Amidst the unevenness and unpredictability of change in the Asia-Pacific region, women's lives are being transformed. This volume takes up the challenge of exploring the ways in which women are active players, collaborators, participants, leaders and resistors in the politics of change in the region. The editors focus attention on the politics of gender as a mobilizing centre for identities, and the ways in which individualized identity politics may be linked to larger collective emancipatory projects based on shared interests, practical needs, or common threats. Collectively, the chapters illustrate the complexity of women's strategies, the diversity of sites for action, and the flexibility of their alliances as they carve out niches for themselves in what are still largely patriarchal worlds. This book will be of vital interest to scholars in a range of subjects, including gender studies, human geography, women's studies, Asian studies, sociology and anthropology.

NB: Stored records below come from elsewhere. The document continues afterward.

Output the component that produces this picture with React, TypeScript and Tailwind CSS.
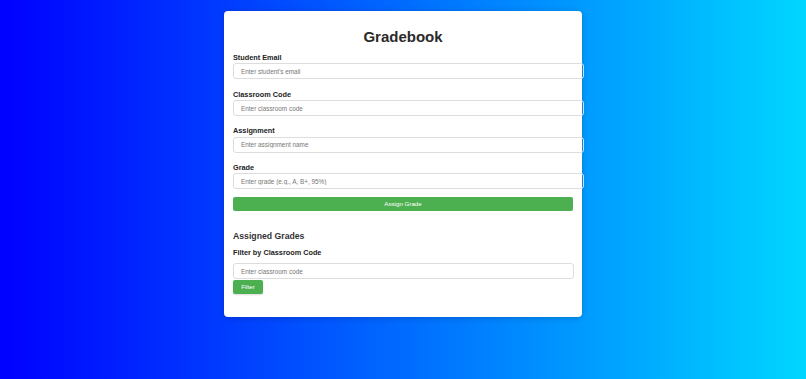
export default function App() {
  const fields = [
    { label: "Student Email", placeholder: "Enter student's email" },
    { label: "Classroom Code", placeholder: "Enter classroom code" },
    { label: "Assignment", placeholder: "Enter assignment name" },
    { label: "Grade", placeholder: "Enter grade (e.g., A, B+, 95%)" },
  ];

  return (
    <div
      className="min-h-[379px] w-full bg-linear-to-r/srgb from-[#0000ff] to-[#00d6ff] pt-[11px]"
      style={{ fontFamily: '"Liberation Sans", Arial, sans-serif' }}
    >
      <div className="mx-auto w-[358px] rounded-[4px] bg-white px-[9px] pt-[17px] pb-[23px] shadow-[0_1px_6px_rgba(0,0,0,0.2)] text-[#333]">
        <h1 className="text-center text-[15px] font-bold leading-[17px] text-[#2a2a2a]">Gradebook</h1>

        <form className="mt-[8px]" onSubmit={(e) => e.preventDefault()}>
          {fields.map((f, i) => (
            <div key={f.label} className={i === fields.length - 1 ? "mb-[7.4px]" : "mb-[10.3px]"}>
              <label className="block text-[7.3px] font-bold leading-[9px] text-[#222]">{f.label}</label>
              <input
                type="text"
                placeholder={f.placeholder}
                className="mt-[1.4px] block h-[16px] w-[351px] rounded-[3px] border border-[#ddd] px-[7px] text-[6.4px] outline-none placeholder:text-[#777]"
              />
            </div>
          ))}
          <button
            type="submit"
            className="block h-[14.5px] w-full rounded-[2px] bg-[#4caf50] text-[6.2px] text-white"
          >
            Assign Grade
          </button>
        </form>

        <h2 className="mt-[19.6px] text-[8.7px] font-bold leading-[10px] text-[#333]">Assigned Grades</h2>
        <div className="mt-[6.7px] text-[7.3px] font-bold leading-[9px] text-[#222]">Filter by Classroom Code</div>
        <input
          type="text"
          placeholder="Enter classroom code"
          className="mt-[6.4px] block h-[16px] w-[341px] rounded-[3px] border border-[#ddd] px-[7px] text-[6.4px] outline-none placeholder:text-[#777]"
        />
        <button className="mt-[0.6px] block h-[14.7px] w-[30px] rounded-[2px] bg-[#4caf50] text-[6.2px] text-white shadow-[0_1px_2px_rgba(0,0,0,0.15)]">
          Filter
        </button>
      </div>
    </div>
  );
}
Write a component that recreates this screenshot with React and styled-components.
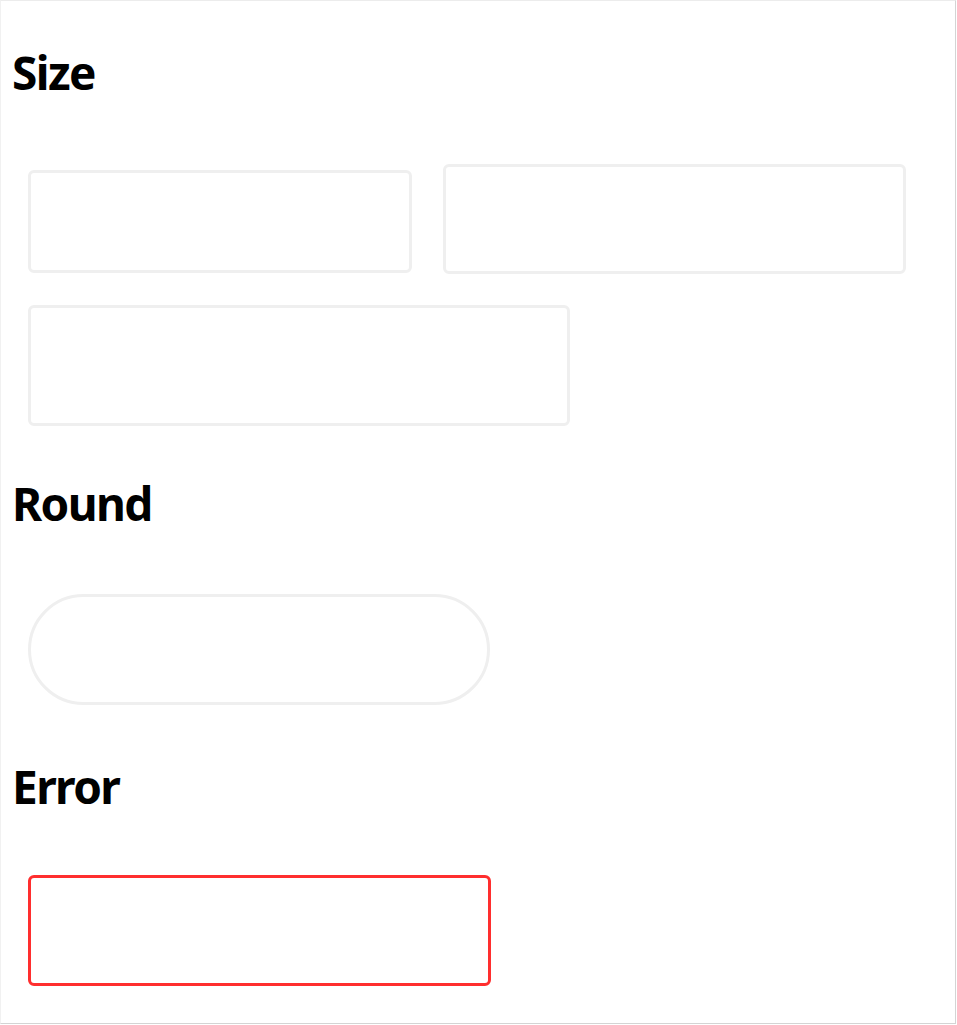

Brenda S.A. Yeoh is Professor (Provost’s Chair), Department of Geography, as well as Dean of the Faculty of Arts and Social Sciences, National University of Singapore. She is also the Research Leader of the Asian Migration Cluster at the Asia Research Institute, NUS, and coordinates the Asian MetaCentre for Population and Sustainable Development Analysis. Her research interests include the politics of space in colonial and post-colonial cities; and gender, migration and transnational communities. She has published over a dozen books ranging from Contesting Space: Power Relations and the Urban Built Environment in Colonial Singapore (Oxford University Press, 1996; reissued Singapore University Press, 2003) to more recently Migration and Diversity in Asian Contexts (ISEAS press, 2012, with Lai Ah Eng and Francis Collins).

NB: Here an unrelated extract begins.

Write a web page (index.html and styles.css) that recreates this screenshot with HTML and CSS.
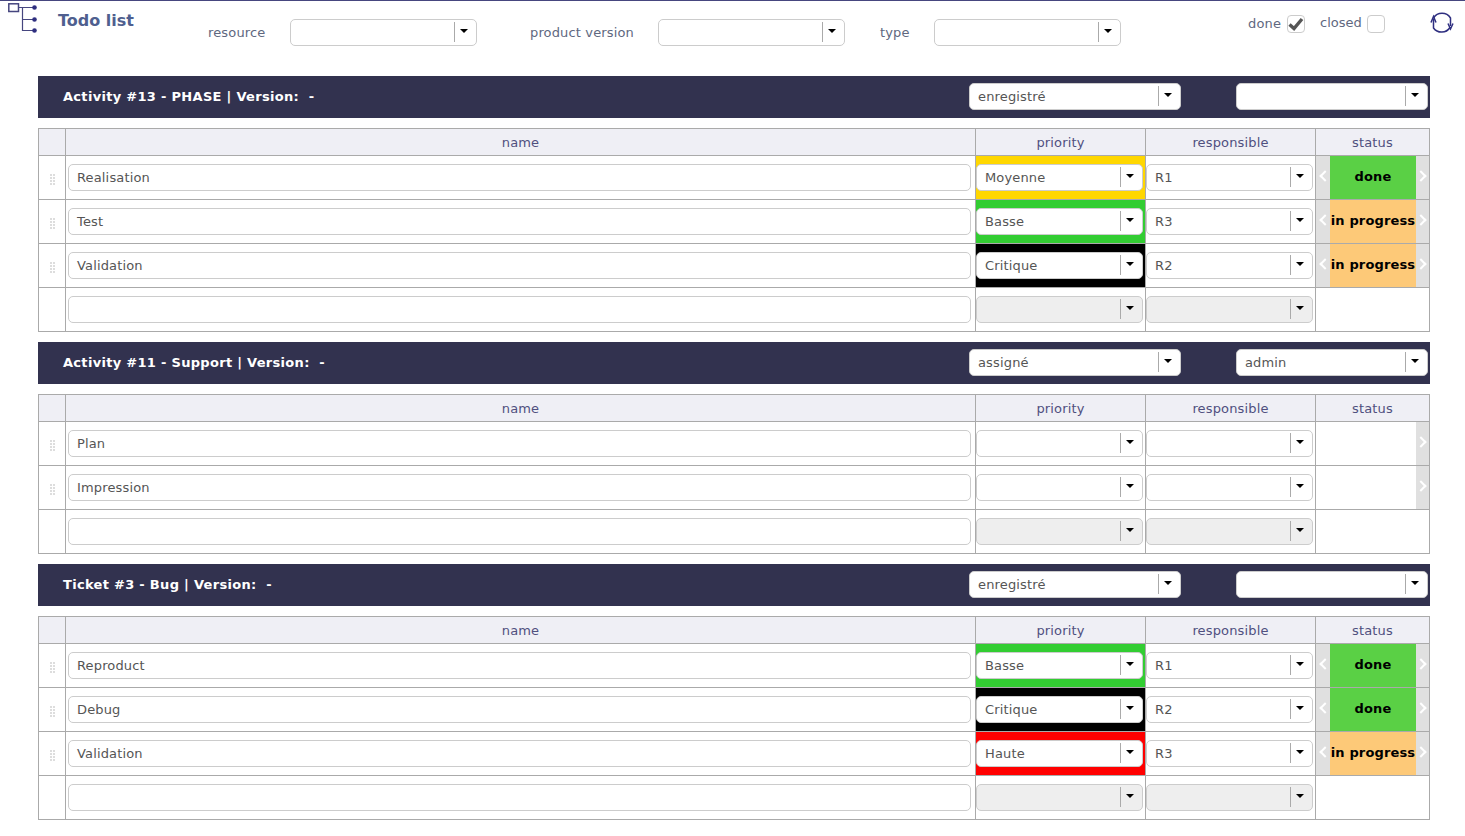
FILE: index.html
```html
<!DOCTYPE html>
<html lang="en">
<head>
    <meta charset="UTF-8">
    <title>Todo list</title>
    <link rel="stylesheet" href="styles.css">
</head>
<body>
    <div class="toolbar">
        <svg class="list-icon" width="30" height="34" viewBox="0 0 30 34">
            <rect x="0.800" y="2.800" width="9.700" height="7.700" fill="#fff" stroke="#46467f" stroke-width="1.500"/>
            <path d="M10 6.500H26M14.500 6.500V29.500H26M14.500 18.500H26" fill="none" stroke="#46467f" stroke-width="1.200"/>
            <circle cx="26.500" cy="6.500" r="2.300" fill="#2f2f80"/>
            <circle cx="26.500" cy="18.500" r="2.300" fill="#2f2f80"/>
            <circle cx="26.500" cy="29.500" r="2.300" fill="#2f2f80"/>
        </svg>
        <h1 class="title">Todo list</h1>
        <div class="filter filter-resource">
            <label>resource</label>
            <div class="combo"><span class="val"></span><span class="arrow"></span></div>
        </div>
        <div class="filter filter-version">
            <label>product version</label>
            <div class="combo"><span class="val"></span><span class="arrow"></span></div>
        </div>
        <div class="filter filter-type">
            <label>type</label>
            <div class="combo"><span class="val"></span><span class="arrow"></span></div>
        </div>
        <div class="check check-done">
            <label>done</label>
            <span class="box">
                <svg width="16" height="16" viewBox="0 0 16 16"><path d="M1.500 8.500L6 12.500 14 3" fill="none" stroke="#555" stroke-width="3.400"/></svg>
            </span>
        </div>
        <div class="check check-closed">
            <label>closed</label>
            <span class="box"></span>
        </div>
        <svg class="refresh" width="24" height="24" viewBox="0 0 24 24" fill="none" stroke="#2f2f80" stroke-width="1.500">
            <path d="M3.500 7A10 10 0 0 1 20.500 7V15"/>
            <path d="M20 16.500A10 10 0 0 1 3.500 17V8"/>
            <path d="M1 11.500L3.500 5.500 6 11.500M18 12.500L20.500 18 23 12.500"/>
        </svg>
    </div>

    <div class="section">
        <div class="band">
            <span class="band-title">Activity #13 - PHASE | Version:&nbsp; -</span>
            <div class="combo combo-state"><span class="val">enregistré</span><span class="arrow"></span></div>
            <div class="combo combo-owner"><span class="val"></span><span class="arrow"></span></div>
        </div>
        <table class="todo">
            <tr><th class="c-grip"></th><th class="c-name">name</th><th class="c-prio">priority</th><th class="c-resp">responsible</th><th class="c-status">status</th></tr>
            <tr>
                <td class="grip"><span></span></td>
                <td><div class="input">Realisation</div></td>
                <td class="prio-moyenne"><div class="combo"><span class="val">Moyenne</span><span class="arrow"></span></div></td>
                <td><div class="combo"><span class="val">R1</span><span class="arrow"></span></div></td>
                <td class="status"><div class="status-wrap"><span class="prev"></span><span class="state done">done</span><span class="next"></span></div></td>
            </tr>
            <tr>
                <td class="grip"><span></span></td>
                <td><div class="input">Test</div></td>
                <td class="prio-basse"><div class="combo"><span class="val">Basse</span><span class="arrow"></span></div></td>
                <td><div class="combo"><span class="val">R3</span><span class="arrow"></span></div></td>
                <td class="status"><div class="status-wrap"><span class="prev"></span><span class="state progress">in progress</span><span class="next"></span></div></td>
            </tr>
            <tr>
                <td class="grip"><span></span></td>
                <td><div class="input">Validation</div></td>
                <td class="prio-critique"><div class="combo"><span class="val">Critique</span><span class="arrow"></span></div></td>
                <td><div class="combo"><span class="val">R2</span><span class="arrow"></span></div></td>
                <td class="status"><div class="status-wrap"><span class="prev"></span><span class="state progress">in progress</span><span class="next"></span></div></td>
            </tr>
            <tr>
                <td></td>
                <td><div class="input"></div></td>
                <td><div class="combo disabled"><span class="val"></span><span class="arrow"></span></div></td>
                <td><div class="combo disabled"><span class="val"></span><span class="arrow"></span></div></td>
                <td></td>
            </tr>
        </table>
    </div>

    <div class="section">
        <div class="band">
            <span class="band-title">Activity #11 - Support | Version:&nbsp; -</span>
            <div class="combo combo-state"><span class="val">assigné</span><span class="arrow"></span></div>
            <div class="combo combo-owner"><span class="val">admin</span><span class="arrow"></span></div>
        </div>
        <table class="todo">
            <tr><th class="c-grip"></th><th class="c-name">name</th><th class="c-prio">priority</th><th class="c-resp">responsible</th><th class="c-status">status</th></tr>
            <tr>
                <td class="grip"><span></span></td>
                <td><div class="input">Plan</div></td>
                <td><div class="combo"><span class="val"></span><span class="arrow"></span></div></td>
                <td><div class="combo"><span class="val"></span><span class="arrow"></span></div></td>
                <td class="status"><div class="status-wrap"><span class="state"></span><span class="next"></span></div></td>
            </tr>
            <tr>
                <td class="grip"><span></span></td>
                <td><div class="input">Impression</div></td>
                <td><div class="combo"><span class="val"></span><span class="arrow"></span></div></td>
                <td><div class="combo"><span class="val"></span><span class="arrow"></span></div></td>
                <td class="status"><div class="status-wrap"><span class="state"></span><span class="next"></span></div></td>
            </tr>
            <tr>
                <td></td>
                <td><div class="input"></div></td>
                <td><div class="combo disabled"><span class="val"></span><span class="arrow"></span></div></td>
                <td><div class="combo disabled"><span class="val"></span><span class="arrow"></span></div></td>
                <td></td>
            </tr>
        </table>
    </div>

    <div class="section">
        <div class="band">
            <span class="band-title">Ticket #3 - Bug | Version:&nbsp; -</span>
            <div class="combo combo-state"><span class="val">enregistré</span><span class="arrow"></span></div>
            <div class="combo combo-owner"><span class="val"></span><span class="arrow"></span></div>
        </div>
        <table class="todo">
            <tr><th class="c-grip"></th><th class="c-name">name</th><th class="c-prio">priority</th><th class="c-resp">responsible</th><th class="c-status">status</th></tr>
            <tr>
                <td class="grip"><span></span></td>
                <td><div class="input">Reproduct</div></td>
                <td class="prio-basse"><div class="combo"><span class="val">Basse</span><span class="arrow"></span></div></td>
                <td><div class="combo"><span class="val">R1</span><span class="arrow"></span></div></td>
                <td class="status"><div class="status-wrap"><span class="prev"></span><span class="state done">done</span><span class="next"></span></div></td>
            </tr>
            <tr>
                <td class="grip"><span></span></td>
                <td><div class="input">Debug</div></td>
                <td class="prio-critique"><div class="combo"><span class="val">Critique</span><span class="arrow"></span></div></td>
                <td><div class="combo"><span class="val">R2</span><span class="arrow"></span></div></td>
                <td class="status"><div class="status-wrap"><span class="prev"></span><span class="state done">done</span><span class="next"></span></div></td>
            </tr>
            <tr>
                <td class="grip"><span></span></td>
                <td><div class="input">Validation</div></td>
                <td class="prio-haute"><div class="combo"><span class="val">Haute</span><span class="arrow"></span></div></td>
                <td><div class="combo"><span class="val">R3</span><span class="arrow"></span></div></td>
                <td class="status"><div class="status-wrap"><span class="prev"></span><span class="state progress">in progress</span><span class="next"></span></div></td>
            </tr>
            <tr>
                <td></td>
                <td><div class="input"></div></td>
                <td><div class="combo disabled"><span class="val"></span><span class="arrow"></span></div></td>
                <td><div class="combo disabled"><span class="val"></span><span class="arrow"></span></div></td>
                <td></td>
            </tr>
        </table>
    </div>
</body>
</html>
```

FILE: styles.css
```css
* {
    margin: 0;
    padding: 0;
    box-sizing: border-box;
}

body {
    font-family: 'DejaVu Sans', Verdana, sans-serif;
    font-size: 13px;
    letter-spacing: 0.15px;
    color: #555;
    background: #fff;
    border-top: 1px solid #46467f;
    overflow: hidden;
}

/* top bar */
.toolbar {
    display: flex;
    align-items: flex-start;
    height: 75px;
    padding-left: 8px;
}

.list-icon {
    flex: none;
}

.title {
    font-size: 16px;
    line-height: 20px;
    font-weight: bold;
    letter-spacing: 0;
    color: #4f5f8f;
    margin: 10px 0 0 20px;
    width: 150px;
}

.filter {
    display: flex;
    align-items: center;
    margin-top: 18px;
}

.filter label {
    color: #60687f;
    white-space: nowrap;
}

.filter .combo {
    width: 187px;
}

.filter-resource label { width: 82px; }
.filter-version { margin-left: 53px; }
.filter-version label { width: 128px; }
.filter-type { margin-left: 35px; }
.filter-type label { width: 54px; }

.check {
    display: flex;
    align-items: center;
    margin-top: 14px;
}

.check label {
    color: #60687f;
    margin-top: -1px;
}

.check-done { margin-left: 127px; }
.check-done label { width: 39px; }
.check-closed { margin-left: 15px; }
.check-closed label { width: 47px; margin-top: -3px; letter-spacing: 0; }

.box {
    display: flex;
    align-items: center;
    justify-content: center;
    width: 18px;
    height: 18px;
    border: 1px solid #ccc;
    border-radius: 4px;
}

.refresh {
    flex: none;
    margin: 10px 0 0 45px;
}

/* sections */
.section {
    width: 1392px;
    margin: 0 0 10px 38px;
}

.band {
    display: flex;
    align-items: flex-start;
    height: 42px;
    padding: 7px 0 0 25px;
    margin-bottom: 10px;
    background: #32324f;
}

.band-title {
    font-weight: bold;
    letter-spacing: 0.3px;
    line-height: 27px;
    color: #fff;
    width: 906px;
    white-space: pre;
}

.combo-state { width: 212px; }
.combo-owner { width: 192px; margin-left: 55px; }

/* combo box */
.combo {
    display: flex;
    height: 27px;
    background: #fff;
    border: 1px solid #ccc;
    border-radius: 5px;
}

.combo .val {
    flex: 1;
    line-height: 25px;
    padding-left: 8px;
    overflow: hidden;
}

.combo .arrow {
    position: relative;
    flex: none;
    width: 22px;
    height: 20px;
    margin-top: 2px;
    border-left: 1px solid #aaa;
}

.combo .arrow::after {
    content: '';
    position: absolute;
    left: 5px;
    top: 7px;
    border-left: 4px solid transparent;
    border-right: 4px solid transparent;
    border-top: 4px solid #000;
}

.combo.disabled {
    background: #eee;
}

/* table */
.todo {
    width: 1392px;
    table-layout: fixed;
    border-collapse: collapse;
}

.todo th,
.todo td {
    border: 1px solid #aaa;
}

.todo th {
    height: 27px;
    font-weight: normal;
    background: #efeff5;
    color: #50507f;
}

.todo td {
    height: 44px;
    padding: 0 2px 0 0;
}

.c-grip { width: 27px; }
.c-prio, .c-resp { width: 170px; }
.c-status { width: 114px; }

.todo td.grip {
    padding: 2px 0 0;
    text-align: center;
}

/* two columns of small squares */
.grip span {
    display: inline-block;
    width: 7px;
    height: 13px;
    vertical-align: middle;
    background-color: #ddd;
    background-image:
        linear-gradient(to right, #fff 1px, transparent 1px),
        linear-gradient(to bottom, #fff 1px, transparent 1px);
    background-size: 3px 3px;
}

.input {
    height: 27px;
    line-height: 25px;
    margin-left: 2px;
    margin-right: 2px;
    padding-left: 8px;
    border: 1px solid #ccc;
    border-radius: 5px;
}

.prio-moyenne { background: #ffd700; }
.prio-basse { background: #32cd32; }
.prio-critique { background: #000; }
.prio-haute { background: #f00; }

/* status */
.todo td.status {
    padding: 0;
}

.status-wrap {
    display: flex;
    height: 43px;
}

.prev, .next {
    display: flex;
    align-items: center;
    justify-content: center;
    flex: none;
    width: 14px;
    padding-bottom: 3px;
    background: #e0e0e0;
}

.next { width: 13px; }

.prev::before, .next::before {
    content: '';
    width: 6px;
    height: 6px;
    border-left: 2px solid #fff;
    border-top: 2px solid #fff;
}

.prev::before {
    margin-left: 3px;
    transform: rotate(-45deg);
}

.next::before {
    margin-right: 4px;
    transform: rotate(135deg);
}

.state {
    flex: 1;
    min-width: 0;
    font-weight: bold;
    line-height: 41px;
    text-align: center;
    color: #000;
    white-space: nowrap;
}

.state.done { background: #5ad045; }
.state.progress { background: #fdc978; }
```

Peggy Teo was formerly Associate Professor at the Department of Geography, National University of Singapore.
Shirlena Huang is an Associate Professor of Geography and a Vice Dean at the Faculty of Arts and Social Sciences, National University of Singapore. Her research focuses on issues at the intersection of transnational migration and gender (particularly labour migration and transnational families within the Asia-Pacific region), as well as urban redevelopment and heritage conservation.